3. A bare perusal thereof would leave no manner of doubt that it is totally a non-speaking and unreasoned order. The issues raised by petitioner has not been discussed at all and straightway conclusion have been recorded by DDC.
16. It is well known that "conclusions" and "reasons" are two different things and reasons must show mental exercise of authorities in arriving at a particular conclusion. In Union of India v. Mohan Lal Capoor MANU/SC/0405/1973 : (1973) 2 SCC 836, as under:-
"Reasons are the links between the materials on which certain conclusions are based and the actual conclusions. They disclose how the mind is applied to the subject matter for a decision whether it is purely administrative or quasi-judicial. They should reveal a rational nexus between the facts considered and the conclusions reached."

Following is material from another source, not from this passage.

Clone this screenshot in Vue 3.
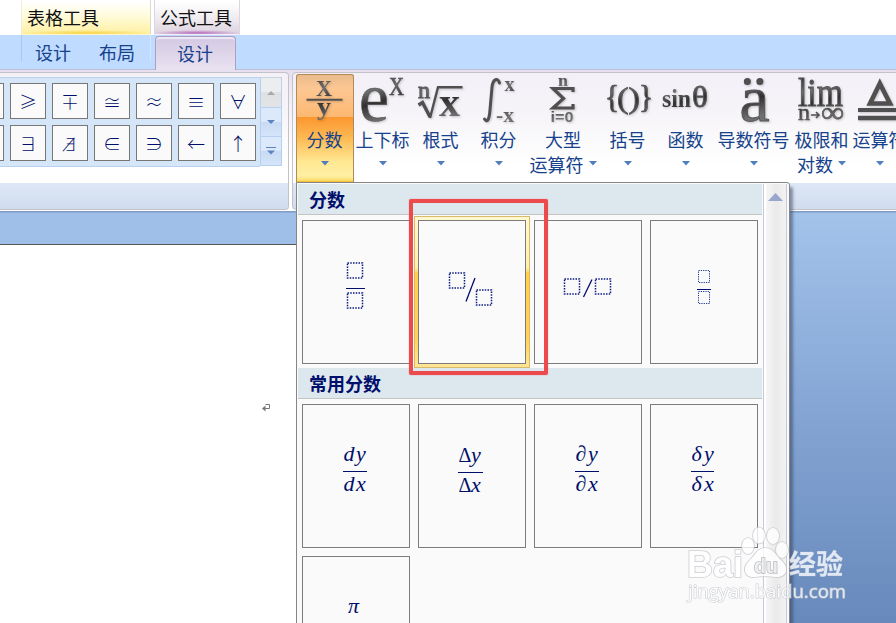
<script setup>
const symbols = [
  ['≤', '≥', '∓', '≅', '≈', '≡', '∀'],
  ['∪', '∃', '∄', '∈', '∋', '←', '↑'],
]

// Each glyph: t text, x left edge, y baseline, s size, w drawn length, b weight, f font
const serif = 'Liberation Serif'
const commands = [
  { id: 'frac', w: 58, l1: '分数', active: true,
    g: [{ t: 'X', x: 20, y: 22, s: 24, w: 16, b: 700 }, { t: 'y', x: 21, y: 41, s: 25, w: 14, b: 700 }],
    p: [{ d: 'M10.5 25.7H46.5', sw: 2 }] },
  { id: 'script', w: 58, l1: '上下标',
    g: [{ t: 'e', x: 5, y: 46.5, s: 69, w: 30, b: 400, st: 0.6 }, { t: 'X', x: 35, y: 20.5, s: 25, w: 15, b: 400, st: 0.6 }] },
  { id: 'root', w: 58, l1: '根式',
    g: [{ t: 'n', x: 6, y: 24, s: 24, w: 12, b: 400, st: 0.8 }, { t: 'x', x: 27, y: 41.5, s: 43, w: 21, b: 700 }],
    p: [{ d: 'M6.5 31L10.5 28.5L18 43', sw: 3.4 }, { d: 'M18 44L26 13.2H50.5', sw: 2.4 }] },
  { id: 'int', w: 58, l1: '积分',
    g: [{ t: 'x', x: 34.5, y: 16.5, s: 20, w: 10, b: 700 }, { t: '-x', x: 26, y: 47.5, s: 20, w: 18, b: 700 }],
    p: [{ d: 'M29.5 9C28 3.5 23 4.5 22 13L19.8 38C19 46 17 49 14.5 45', sw: 3 }] },
  { id: 'sum', w: 71, l1: '大型', l2: '运算符',
    g: [{ t: 'n', x: 30, y: 12, s: 17, w: 10, b: 700 }, { t: 'i=0', x: 22.5, y: 47.5, s: 14, w: 23, b: 700, f: 'Liberation Sans' }],
    p: [{ d: 'M45 18V14.5H25L35.5 24.5L25 34H45V30', sw: 3.2 }] },
  { id: 'brace', w: 58, l1: '括号',
    g: [{ t: '{', x: 6, y: 34, s: 31, w: 14, b: 400, st: 1 }, { t: '()', x: 18, y: 33.5, s: 29, w: 23, b: 400, st: 0.8 }, { t: '}', x: 40, y: 34, s: 31, w: 14, b: 400, st: 1 }] },
  { id: 'func', w: 58, l1: '函数',
    g: [{ t: 'sin', x: 5, y: 33, s: 25, w: 29, b: 700 }, { t: 'θ', x: 35, y: 33, s: 29, w: 16, b: 400, st: 0.9 }] },
  { id: 'accent', w: 78, l1: '导数符号',
    g: [{ t: 'a', x: 24.5, y: 46.5, s: 66, w: 30, b: 400, st: 1 }],
    p: [{ d: 'M32.3 7.5h.1M44.8 7.5h.1', sw: 7 }] },
  { id: 'limit', w: 58, l1: '极限和', l2: '对数',
    g: [{ t: 'lim', x: 5, y: 32, s: 39, w: 45, b: 400, st: 0.9 }, { t: 'n', x: 5, y: 46, s: 24, w: 12, b: 400, st: 0.6 }, { t: '∞', x: 28, y: 47.5, s: 29, w: 23, b: 400, st: 0.6 }],
    p: [{ d: 'M18 41h8M23 38l3 3l-3 3', sw: 1.6 }] },
  { id: 'oper', w: 58, l1: '运算符',
    g: [],
    p: [{ d: 'M28.8 9.5L19 29.5H39Z', sw: 4.6 }, { d: 'M7 36H51', sw: 4 }, { d: 'M7 44H51', sw: 4.6 }] },
]

const placeholders = [
  { boxes: [[44.5, 42, 15, 15], [44.5, 72, 15, 15]], line: 'M43 68.5H62' },
  { boxes: [[30.5, 52, 15, 15], [57.5, 69, 15, 15]], slash: 'M47 80.5L56 57', selected: true },
  { boxes: [[29.5, 58, 15, 15], [60.5, 58, 15, 15]], slash: 'M48.5 76L57 58.5' },
  { boxes: [[47.5, 49.5, 11, 12], [47.5, 70.5, 11, 12]], line: 'M46 69.5H60', small: true },
]

const common = [
  { a: 'd', x: 41, dy: 0, w: 24 },
  { a: 'Δ', x: 40, dy: 1, w: 25, upright: true },
  { a: '∂', x: 41, dy: 0, w: 24 },
  { a: 'δ', x: 41, dy: 0, w: 23 },
]
</script>

<template>
  <div class="window">
    <header class="titles">
      <div class="ctx table">表格工具</div>
      <div class="ctx equation">公式工具</div>
    </header>
    <nav class="tabs">
      <span class="tab t1">设计</span>
      <span class="tab t2">布局</span>
      <span class="tab current">设计</span>
    </nav>
    <section class="ribbon">
      <div class="group symbols">
        <div class="gallery">
          <div v-for="(row, r) in symbols" :key="r" class="symrow">
            <span v-for="s in row" :key="s" class="sym">{{ s }}</span>
          </div>
        </div>
        <div class="spin">
          <button class="off"><svg width="8" height="4"><path d="M0 4L4 0L8 4Z" fill="#a9a9a9" /></svg></button>
          <button><svg width="8" height="4"><path d="M0 0H8L4 4Z" fill="#5c85c0" /></svg></button>
          <button><svg width="10" height="8"><path d="M0 .5H10" stroke="#5c85c0" /><path d="M1 3.5H9L5 7.5Z" fill="#5c85c0" /></svg></button>
        </div>
      </div>
      <div class="group structures">
        <div v-for="c in commands" :key="c.id" class="cmd" :class="{ active: c.active }" :style="{ width: c.w + 'px' }">
          <svg class="icon" :width="c.w" height="54">
            <defs>
              <linearGradient :id="'g-' + c.id" gradientUnits="userSpaceOnUse" x1="0" y1="4" x2="12" y2="50">
                <stop offset="0" stop-color="#333" /><stop offset=".35" stop-color="#6e6e6e" />
                <stop offset=".62" stop-color="#303030" /><stop offset="1" stop-color="#707070" />
              </linearGradient>
            </defs>
            <text v-for="(g, i) in c.g" :key="i" :x="g.x" :y="g.y" :font-size="g.s" :font-weight="g.b"
              :font-family="g.f || serif" :textLength="g.w" lengthAdjust="spacingAndGlyphs"
              :fill="`url(#g-${c.id})`" :stroke="g.st ? '#555' : 'none'" :stroke-width="g.st || 0">{{ g.t }}</text>
            <path v-for="(p, i) in c.p || []" :key="'p' + i" :d="p.d" :stroke-width="p.sw" fill="none" stroke="#505050"
              :stroke-linecap="c.id === 'accent' || c.id === 'int' ? 'round' : 'butt'" />
          </svg>
          <div class="label">{{ c.l1 }}</div>
          <div class="label second">
            <span v-if="c.l2">{{ c.l2 }}</span>
            <svg width="8" height="5"><path d="M0 0H8L4 4.5Z" fill="#4f7dc0" /></svg>
          </div>
        </div>
      </div>
    </section>
    <main class="workspace">
      <div class="document"><svg class="mark" width="8" height="9"><path d="M3.5 .5H7.5V4.5H2" fill="none" stroke="#777" /><path d="M0 4.5L3.5 1.5V7.5Z" fill="#777" /></svg></div>
    </main>

    <div class="popup">
      <div class="list">
        <h3>分数</h3>
        <div class="cards">
          <div v-for="(p, i) in placeholders" :key="i" class="card" :class="{ selected: p.selected }">
            <svg width="106" height="142" viewBox="0 0 106 142">
              <rect v-for="(b, j) in p.boxes" :key="j" :x="b[0]" :y="b[1]" :width="b[2]" :height="b[3]" fill="none"
                :stroke="p.small ? '#1c3498' : '#0b1a80'" :stroke-width="p.small ? 1 : 1.5" :stroke-dasharray="p.small ? '1.2 1.1' : '1.5 1.25'" />
              <path v-if="p.line" :d="p.line" transform="translate(0 -1)" stroke="#000f6b" />
              <path v-if="p.slash" :d="p.slash" stroke="#000f6b" stroke-width="1.3" />
            </svg>
          </div>
        </div>
        <h3>常用分数</h3>
        <div class="cards">
          <div v-for="f in common" :key="f.a" class="card">
            <svg width="106" height="142" viewBox="0 0 106 142" class="math">
              <g :transform="`translate(${f.x - 1} ${f.dy})`">
                <text x="0.5" y="56" :class="{ up: f.upright }">{{ f.a }}</text><text x="13" y="56">y</text>
                <path :d="`M0 66.5H${f.w}`" stroke="#000f6b" />
                <text x="0.5" y="86" :class="{ up: f.upright }">{{ f.a }}</text><text x="13" y="86">x</text>
              </g>
            </svg>
          </div>
          <div class="card">
            <svg width="106" height="142" viewBox="0 0 106 142" class="math"><text x="45" y="56">π</text></svg>
          </div>
        </div>
      </div>
      <div class="scroll"><svg width="15" height="8"><path d="M0 8L7.5 0L15 8Z" fill="#98a5cc" /></svg></div>
    </div>
    <div class="highlight"></div>

    <svg class="watermark" width="170" height="90">
      <g fill="#fff" stroke="#c0c3ca" stroke-width="1.6" paint-order="stroke">
        <text x="3" y="52" font-size="36" font-weight="700" textLength="56" lengthAdjust="spacingAndGlyphs">Bai</text>
        <ellipse cx="64" cy="21" rx="6" ry="8" /><ellipse cx="75" cy="10.5" rx="6" ry="8" />
        <ellipse cx="89" cy="11" rx="6" ry="8" /><ellipse cx="98" cy="25" rx="6" ry="8" />
        <path d="M81 23C73 23 71 31 65 36C58 43 60 53 71 52C78 51 85 51 91 52C102 53 106 44 98 36C92 31 90 23 81 23Z" />
        <text x="70" y="48" font-size="21" font-weight="700" textLength="24" lengthAdjust="spacingAndGlyphs" fill="#eee" stroke="#aaaeb8">du</text>
        <text x="105" y="49" font-size="27" font-weight="700" stroke-width=".5" stroke="#aebdd6" class="cn">经验</text>
        <text x="4" y="73" font-size="18" stroke-width="1.2" textLength="158" lengthAdjust="spacingAndGlyphs" class="url">jingyan.baidu.com</text>
      </g>
    </svg>
  </div>
</template>

<style>
html, body { overflow: hidden; }
</style>
<style scoped>
* { box-sizing: border-box; }
.window { position: relative; width: 896px; height: 623px; overflow: hidden; display: flex; flex-direction: column; background: #fff; font-family: "Noto Sans CJK SC", sans-serif; font-size: 18px; color: #15428b; }
.titles { height: 35px; flex: none; display: flex; gap: 3px; padding-left: 21px; }
.ctx { color: #111; line-height: 34px; height: 35px; }
.table { width: 130px; border-right: 1px solid #dcdccf; border-left: 1px solid #efefdf; padding-left: 5px; background: radial-gradient(ellipse 65px 3px at 50% 33px, #f8d34a, transparent), linear-gradient(#fff 5%, #fffbd8 50%, #fff0a0); border-bottom: 1px solid #fff6c8; }
.equation { width: 86px; border-left: 1px solid #dcd7df; border-right: 1px solid #dcd7df; padding-left: 5px; background: radial-gradient(ellipse 43px 3px at 50% 33px, #b56fbd, transparent), linear-gradient(#fff 5%, #f1edf2 50%, #ded3df); border-bottom: 1px solid #f7edf8; }
.tabs { height: 35px; flex: none; display: flex; background: linear-gradient(#bfdbff 34px, #bebfd0 34px); padding-left: 21px; line-height: 35px; }
.t1 { width: 65px; padding-left: 13px; border-left: 1px solid #abc8ec; height: 26px; }
.t2 { width: 65px; padding-left: 13px; border-right: 1px solid #d5e5fb; height: 26px; }
.current { margin: 1px 0 0 4px; width: 81px; height: 34px; line-height: 32px; padding-left: 21px; border: 1px solid #a99fc0; border-bottom: 0; border-radius: 4px 4px 0 0; background: linear-gradient(#d3c8e2, #e9e2f0); box-shadow: inset 0 2px 1px #eee8f6; }
.ribbon { height: 142px; flex: none; display: flex; gap: 3px; background: linear-gradient(#e7deef, #f2eef6 30px, #fff 90px); padding-top: 2px; border-bottom: 1px solid #7f9cc6; }
.group { height: 138px; border: 1px solid #c2c2c8; border-radius: 0 4px 4px 0; background: linear-gradient(#f3f0f8, #f6f4f8 40px, #fff 92px, #fff 110px, #dee7f5 110px, #d0dcef); }
.symbols { width: 289px; flex: none; border-left: 0; display: flex; padding-top: 4px; }
.gallery { width: 260px; height: 90px; overflow: hidden; background: #d5e6f8; border: solid #b9d0ef; border-width: 1px 0; padding: 5px 0 0; display: flex; flex-direction: column; gap: 6px; }
.symrow { display: flex; gap: 6px; margin-left: -32px; }
.sym { width: 36px; height: 36px; flex: none; border: 1px solid #777; background: #fafafa; color: #000f6b; font: 300 18px/34px "Noto Sans CJK SC", "DejaVu Sans", sans-serif; display: flex; align-items: center; justify-content: center; }
.spin { width: 22px; height: 89px; display: flex; flex-direction: column; }
.spin button { padding: 0; width: 22px; height: 29px; border: 1px solid #b7d0f2; border-top: 0; background: linear-gradient(#dce9fb 50%, #c8daf3 50%, #d5e4f9); display: flex; align-items: center; justify-content: center; }
.spin .off { height: 31px; border-top: 1px solid #c7d3e3; background: linear-gradient(#ecedef 48%, #dfe0e2 48%, #e3e4e6); }
.structures { width: 620px; flex: none; display: flex; padding: 1px 0 0 3px; border-radius: 4px 0 0 4px; }
.cmd { flex: none; height: 109px; display: flex; flex-direction: column; align-items: center; text-align: center; }
.active { border-radius: 3px 3px 0 0; background: linear-gradient(#e8bb8b, #fdc793 15px, #fdb871 43px, #fc962f 43px, #fdbb56 65px, #ffe892 88px, #fff0a5 102px, #ffd24a 109px); box-shadow: inset 0 0 0 1px #b1895a, inset 0 -2px 0 #efc13b; }
.icon { display: block; flex: none; filter: drop-shadow(1px 1px 1px #0003); }
.label { height: 24px; line-height: 22px; flex: none; white-space: nowrap; padding-right: 1px; }
.second { display: flex; gap: 5px; align-items: center; }
.second svg { margin-top: -2px; }
.workspace { flex: 1; border-top: 1px solid #8eacd5; padding-top: 31px; background: linear-gradient(90deg, #9fbfe8 296px, transparent 296px) 0 0 / 100% 31px no-repeat, linear-gradient(#a3c3eb, #86a7d5 46%, #6789bb); }
.document { width: 296px; height: 380px; background: #fff; border-top: 1px solid #555; padding: 159px 0 0 262px; }
.mark { display: block; }
.popup { position: absolute; left: 296px; top: 182px; width: 494px; height: 450px; border: 1px solid #868686; border-radius: 0 3px 0 0; background: #fafafa; display: flex; box-shadow: 4px 4px 3px -1px #2d3a5580; padding-top: 1px; }
.list { width: 465px; padding-left: 1px; }
h3 { margin: 0; height: 31px; line-height: 30px; padding-left: 11px; background: #dde7ee; border-bottom: 1px solid #c5c5c5; font-size: 18px; color: #000f6b; }
.cards { display: flex; flex-wrap: wrap; gap: 8px; padding: 5px 0 4px 4px; }
.card { width: 108px; height: 144px; border: 1px solid #7c7c7c; background: #fafafa; }
.card svg { display: block; }
.selected { width: 116px; height: 152px; margin: -4px; padding: 3px; border: 1px solid #dab968; background: linear-gradient(#fff8cf, #ffefb0 50px, #ffe08a 54px, #ffd04a 55px, #ffd255 120px, #ffe596); }
.selected svg { background: #fafafa; border: 1px solid #7c7c7c; width: 108px; height: 144px; }
.math text { font: italic 22px "Liberation Serif", serif; fill: #000f6b; }
.math text.up { font-style: normal; font-size: 20px; }
.scroll { margin-left: 1px; border: solid #c5cadb; border-width: 0 1px; width: 24px; background: linear-gradient(90deg, #fff 2px, #f6f6f6 2px, #eaeaea 12px, #f2f2f2); padding: 9px 0 0 4px; }
.scroll svg { display: block; }
.highlight { position: absolute; left: 409px; top: 199px; width: 139px; height: 176px; border: 4px solid #ec4b4d; border-radius: 2px; box-shadow: 0 0 1px #ec4b4d; }
.watermark { position: absolute; left: 684px; top: 525px; opacity: .8; font-family: "Liberation Sans", sans-serif; }
.cn { font-family: "Noto Sans CJK SC", sans-serif; }
.url { font-family: "Open Sans", sans-serif; }
</style>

17. Apart from the fact that the order impugned is non-speaking order, it appears from the perusal of the record that the matter is pending consideration before the authorities since 1972. Time and again orders after orders were passed, but till date no final decision has been taken in the matter by the authorities. It further appears from the perusal of the record that in pursuance of the order of the High Court dated 12.9.1979, the Deputy Director of Consolidation has dismissed the revision filed by Riyaz and Sohrab on 10.9.1987. The application for setting aside the order was also dismissed by the Deputy Director of Consolidation. Thus, the order passed on 31.7.1972 is final.
18. Since the matter is pending consideration before the authorities from last about 50 years, in the special facts and circumstances of the case, no useful purpose will be served in remitting the matter back before the authorities.
19. In view of the same, the application submitted by the petitioner under Rule 109 is liable to be allowed and the authorities are directed to make the necessary Amal Daramad in the revenue record within a period of two months from the date of presentation of the copy of the order.
20. With the aforesaid observations, the writ petition is allowed.